Hi Anthony. Thanks for doing all this work - I checked out the AEC site yesterday and realised I'm going to have to have my strategy for filling in the Senate card all prepared (I prefer to vote below the line) and your little analysis will be very handy. Who to put last?: Fred Nile? DLP? Shooters? Libs?

Hope you're both well. Cheers F

2) Ahh, the choices....
Anthony Holmes 6/11/2007 12:44:59 PM

Selecting Last position in a Senate vote is always fun. The only problem is, only one person can come truly last.

I think I might dig around the policies of the minor parties a little.

In a daily email that I get from Crikey, there was a (paid) advertisement from the "Liberty & Democracy Party".: http://ldp.org.au

It said:

"Gay Marriage - Your choice, not the government's"

Which sounded interesting.

"Assisted Suicide - Your choice, not the government's'

Fair enough. That's a view that many would support.

"Land Clearing - Your choice, not the government's"
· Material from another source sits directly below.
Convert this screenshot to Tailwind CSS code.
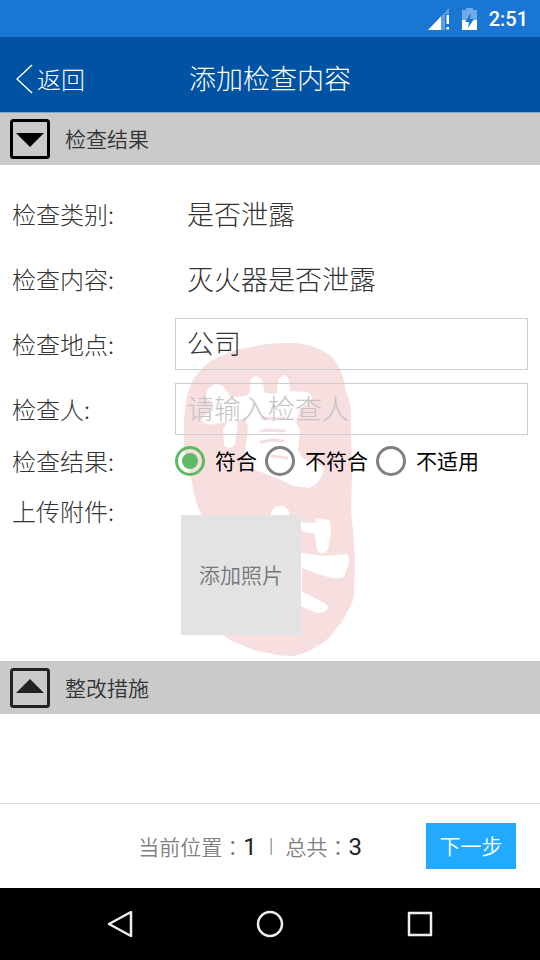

Hmm. That's a little ambiguous. Are they for clearing or against it?

"You pay too much tax"

I'm beginning to get an idea where these guys sit on the political spectrum.

"A gun for self defence? - Your choice, not the government's"

OK: that's sealed it. I've now got a VERY clear idea where this party sits.

PS: Crikey represents a very wide range of views, but I don't think LDP is really their political zone. They're just taking advertising - right?